Medical schools and residency programs do a tremendous job preparing students for the rigors of being a physician. But do they do enough to prepare them for actually finding the right physician job?
"It depends both on the medical school and the student," says Rebecca Dallek, M.Ed., ACC, and CPCC. "Students need to understand a medical school's job placement rate prior to entry."
Dallek recommends students look at the resources a medical school provides -- not just for the future practice of medicine, but for future opportunities as well.
"The more career support resources provided by a medical school and the more informed and involved a student is in their job search process," she says, "the more likely there will be a positive outcome."
Koushik Shaw, author or the Ultimate Guide to Finding the Right Job After Residency, says the majority of med schools and residency programs have a significant disconnect between the study of medicine and the economics and business of medicine.

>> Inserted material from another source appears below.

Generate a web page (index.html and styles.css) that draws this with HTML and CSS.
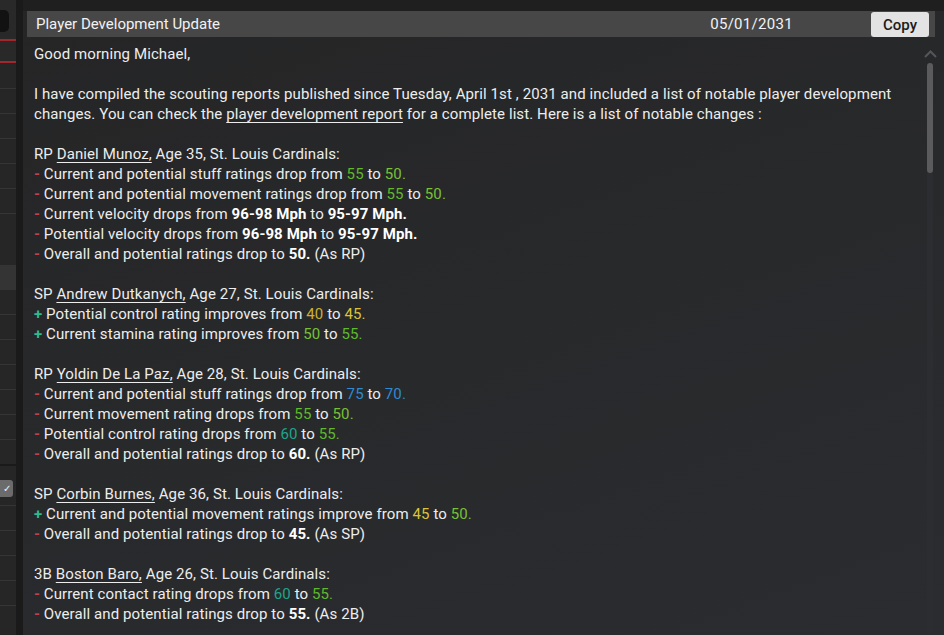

"They do an excellent job of the former, but a poor job of the latter," he says. "Most have no formal teaching in the business of medicine. This has been somewhat taboo, I believe, in the past, and may be partially responsible for the economic woes that many physicians face currently."
Physician job search
Before even tapping the skills needed to run a practice, those searching for the right physician job have to navigate the often complicated terrain of job searches and interviews. Not to mention do a little soul-searching to decide what ranks as the biggest priority. Serving particular populations? Earning the highest physician salaries?
"No one wants to help or hire someone who is wishy-washy," warns Dallek, a career and leadership coach. "Make sure you are very clear about what you want (i.e. specialization, areas of focus, preferred environments, etc.). I call this your Career Purpose. If you can't clearly articulate what you are after, no one else is going to come to your rescue."
Dallek lists a second critical factor in both searching and interviewing for a physician job: knowing why.
"Why do you want to be a allergist? How does it mesh with your interests, passions and skills?" she says. "This is your Career Brand."
Another useful piece of advice Dallek offers is to write everything down. This allows you to "tweak your purpose and brand over time."
And before heading out on the interview trail, Dallek reminds job seekers to practice, practice, practice.
"Would you perform a major surgery on your own without any practice and training?"